#### [What you will do]
Transcribe the data in full and exactly, omitting any pictures.

#### [Data provided]
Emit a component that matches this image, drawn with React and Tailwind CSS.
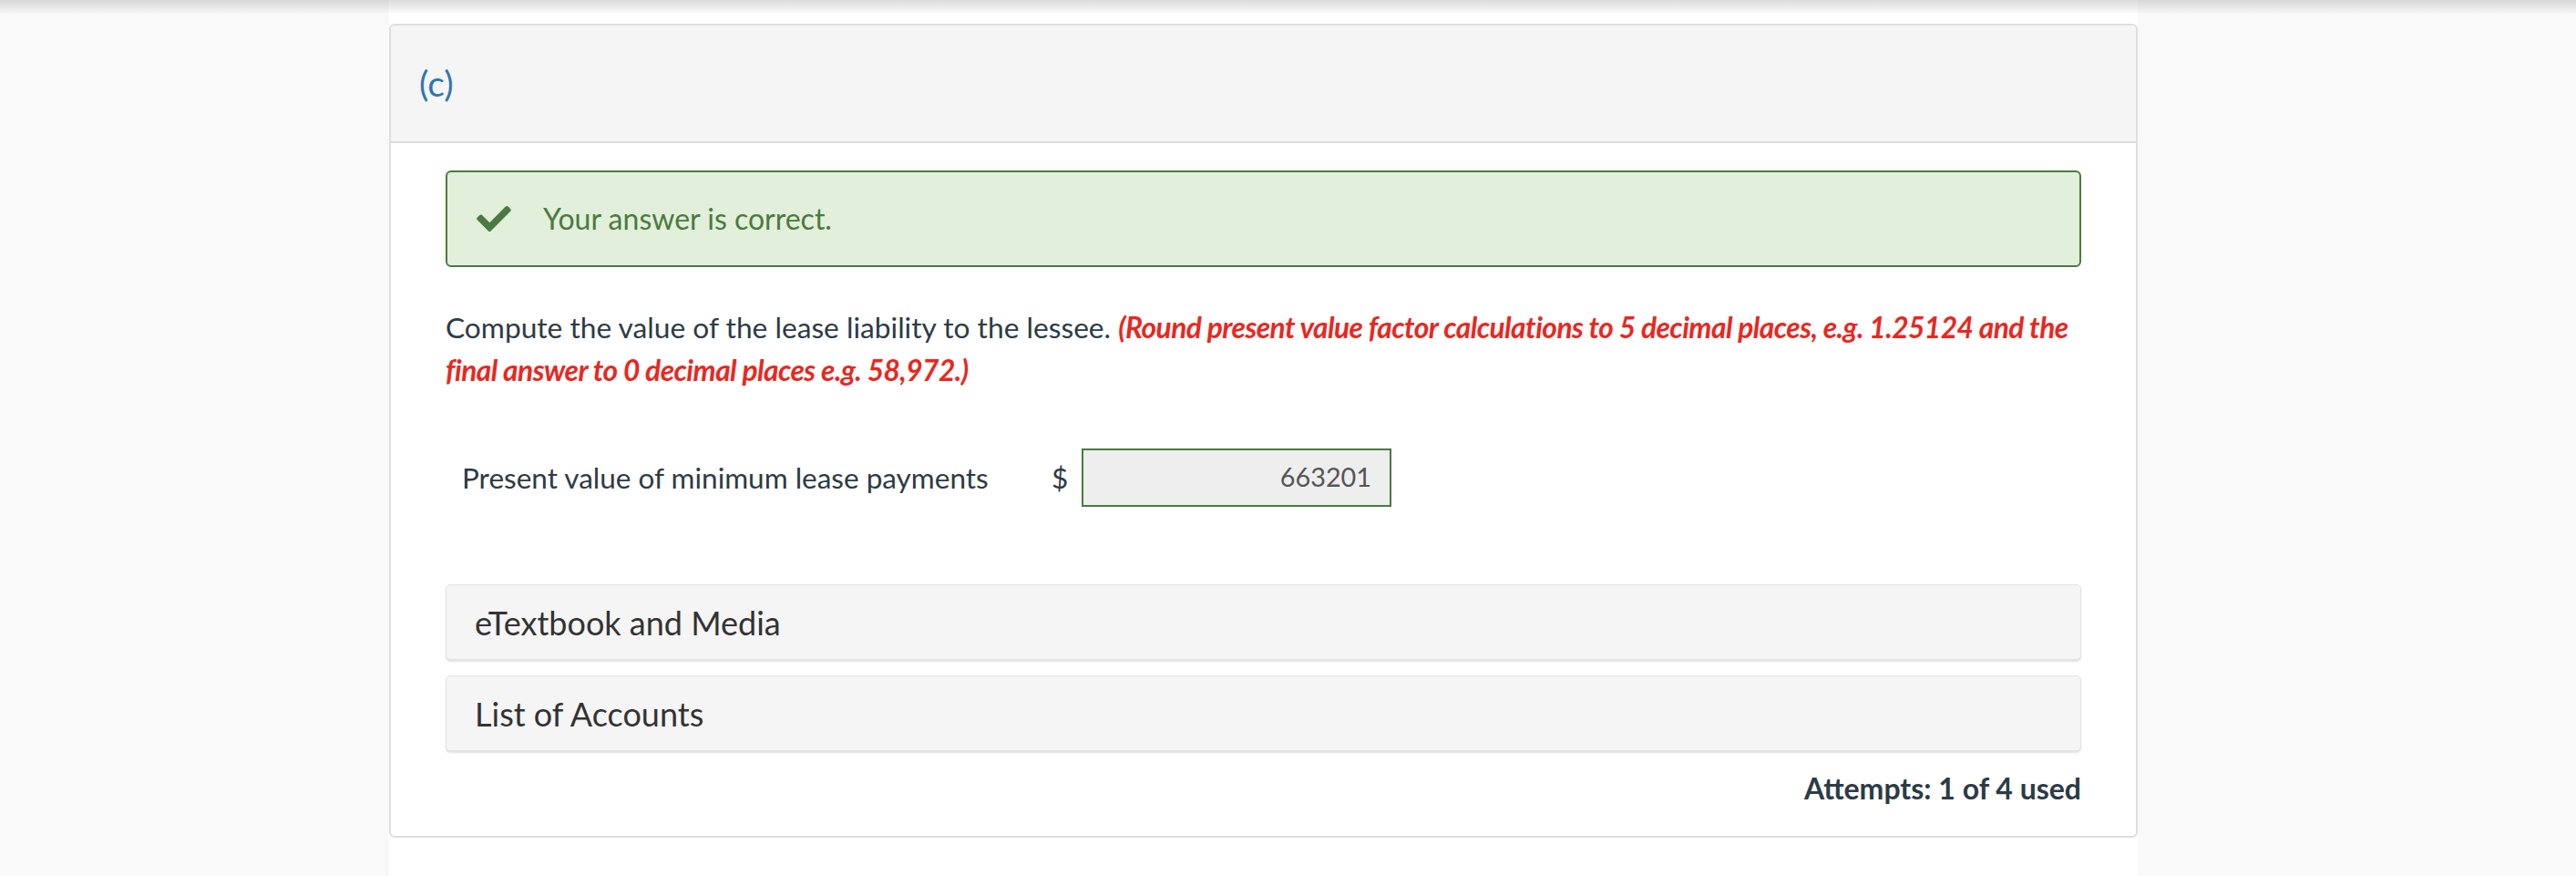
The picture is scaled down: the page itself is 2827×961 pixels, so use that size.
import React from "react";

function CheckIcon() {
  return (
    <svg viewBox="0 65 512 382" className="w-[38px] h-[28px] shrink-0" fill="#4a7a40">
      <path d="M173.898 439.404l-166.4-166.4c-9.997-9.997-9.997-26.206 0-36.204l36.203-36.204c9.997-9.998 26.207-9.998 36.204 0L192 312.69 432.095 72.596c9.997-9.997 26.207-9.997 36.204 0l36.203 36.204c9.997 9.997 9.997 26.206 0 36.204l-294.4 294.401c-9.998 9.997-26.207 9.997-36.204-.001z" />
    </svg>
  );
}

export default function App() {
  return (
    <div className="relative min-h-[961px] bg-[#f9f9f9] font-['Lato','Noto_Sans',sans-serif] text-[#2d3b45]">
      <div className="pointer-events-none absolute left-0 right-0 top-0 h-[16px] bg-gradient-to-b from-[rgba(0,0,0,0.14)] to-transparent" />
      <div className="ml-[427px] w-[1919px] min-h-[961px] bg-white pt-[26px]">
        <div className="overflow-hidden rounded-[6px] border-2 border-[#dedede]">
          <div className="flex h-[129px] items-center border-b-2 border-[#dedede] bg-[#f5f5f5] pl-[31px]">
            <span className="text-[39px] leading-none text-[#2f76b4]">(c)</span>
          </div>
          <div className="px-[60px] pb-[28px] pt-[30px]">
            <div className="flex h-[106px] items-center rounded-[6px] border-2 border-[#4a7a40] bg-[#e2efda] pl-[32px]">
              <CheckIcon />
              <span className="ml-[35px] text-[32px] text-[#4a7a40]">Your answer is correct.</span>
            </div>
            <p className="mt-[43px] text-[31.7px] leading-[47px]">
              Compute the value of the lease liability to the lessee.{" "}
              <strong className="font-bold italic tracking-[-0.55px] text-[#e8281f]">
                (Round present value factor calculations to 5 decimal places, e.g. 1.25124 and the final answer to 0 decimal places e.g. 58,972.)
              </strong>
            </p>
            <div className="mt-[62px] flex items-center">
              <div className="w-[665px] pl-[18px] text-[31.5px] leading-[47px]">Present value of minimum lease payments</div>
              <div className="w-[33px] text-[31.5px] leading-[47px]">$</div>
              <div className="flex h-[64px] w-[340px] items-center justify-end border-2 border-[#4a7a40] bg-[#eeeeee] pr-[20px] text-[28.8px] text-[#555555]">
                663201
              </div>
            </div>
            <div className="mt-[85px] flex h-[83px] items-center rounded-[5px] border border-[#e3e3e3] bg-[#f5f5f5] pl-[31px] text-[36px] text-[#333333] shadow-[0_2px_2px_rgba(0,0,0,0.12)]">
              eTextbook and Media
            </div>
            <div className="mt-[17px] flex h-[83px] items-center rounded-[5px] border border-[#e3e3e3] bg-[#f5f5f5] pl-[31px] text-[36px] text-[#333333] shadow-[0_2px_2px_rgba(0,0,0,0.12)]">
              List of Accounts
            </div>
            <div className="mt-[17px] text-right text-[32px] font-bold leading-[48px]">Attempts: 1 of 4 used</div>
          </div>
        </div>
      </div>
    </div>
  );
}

#### [Result for this exercise]
Emit a component that matches this image, drawn with React and Tailwind CSS.
The picture is scaled down: the page itself is 2827×961 pixels, so use that size.
import React from "react";

function CheckIcon() {
  return (
    <svg viewBox="0 65 512 382" className="w-[38px] h-[28px] shrink-0" fill="#4a7a40">
      <path d="M173.898 439.404l-166.4-166.4c-9.997-9.997-9.997-26.206 0-36.204l36.203-36.204c9.997-9.998 26.207-9.998 36.204 0L192 312.69 432.095 72.596c9.997-9.997 26.207-9.997 36.204 0l36.203 36.204c9.997 9.997 9.997 26.206 0 36.204l-294.4 294.401c-9.998 9.997-26.207 9.997-36.204-.001z" />
    </svg>
  );
}

export default function App() {
  return (
    <div className="relative min-h-[961px] bg-[#f9f9f9] font-['Lato','Noto_Sans',sans-serif] text-[#2d3b45]">
      <div className="pointer-events-none absolute left-0 right-0 top-0 h-[16px] bg-gradient-to-b from-[rgba(0,0,0,0.14)] to-transparent" />
      <div className="ml-[427px] w-[1919px] min-h-[961px] bg-white pt-[26px]">
        <div className="overflow-hidden rounded-[6px] border-2 border-[#dedede]">
          <div className="flex h-[129px] items-center border-b-2 border-[#dedede] bg-[#f5f5f5] pl-[31px]">
            <span className="text-[39px] leading-none text-[#2f76b4]">(c)</span>
          </div>
          <div className="px-[60px] pb-[28px] pt-[30px]">
            <div className="flex h-[106px] items-center rounded-[6px] border-2 border-[#4a7a40] bg-[#e2efda] pl-[32px]">
              <CheckIcon />
              <span className="ml-[35px] text-[32px] text-[#4a7a40]">Your answer is correct.</span>
            </div>
            <p className="mt-[43px] text-[31.7px] leading-[47px]">
              Compute the value of the lease liability to the lessee.{" "}
              <strong className="font-bold italic tracking-[-0.55px] text-[#e8281f]">
                (Round present value factor calculations to 5 decimal places, e.g. 1.25124 and the final answer to 0 decimal places e.g. 58,972.)
              </strong>
            </p>
            <div className="mt-[62px] flex items-center">
              <div className="w-[665px] pl-[18px] text-[31.5px] leading-[47px]">Present value of minimum lease payments</div>
              <div className="w-[33px] text-[31.5px] leading-[47px]">$</div>
              <div className="flex h-[64px] w-[340px] items-center justify-end border-2 border-[#4a7a40] bg-[#eeeeee] pr-[20px] text-[28.8px] text-[#555555]">
                663201
              </div>
            </div>
            <div className="mt-[85px] flex h-[83px] items-center rounded-[5px] border border-[#e3e3e3] bg-[#f5f5f5] pl-[31px] text-[36px] text-[#333333] shadow-[0_2px_2px_rgba(0,0,0,0.12)]">
              eTextbook and Media
            </div>
            <div className="mt-[17px] flex h-[83px] items-center rounded-[5px] border border-[#e3e3e3] bg-[#f5f5f5] pl-[31px] text-[36px] text-[#333333] shadow-[0_2px_2px_rgba(0,0,0,0.12)]">
              List of Accounts
            </div>
            <div className="mt-[17px] text-right text-[32px] font-bold leading-[48px]">Attempts: 1 of 4 used</div>
          </div>
        </div>
      </div>
    </div>
  );
}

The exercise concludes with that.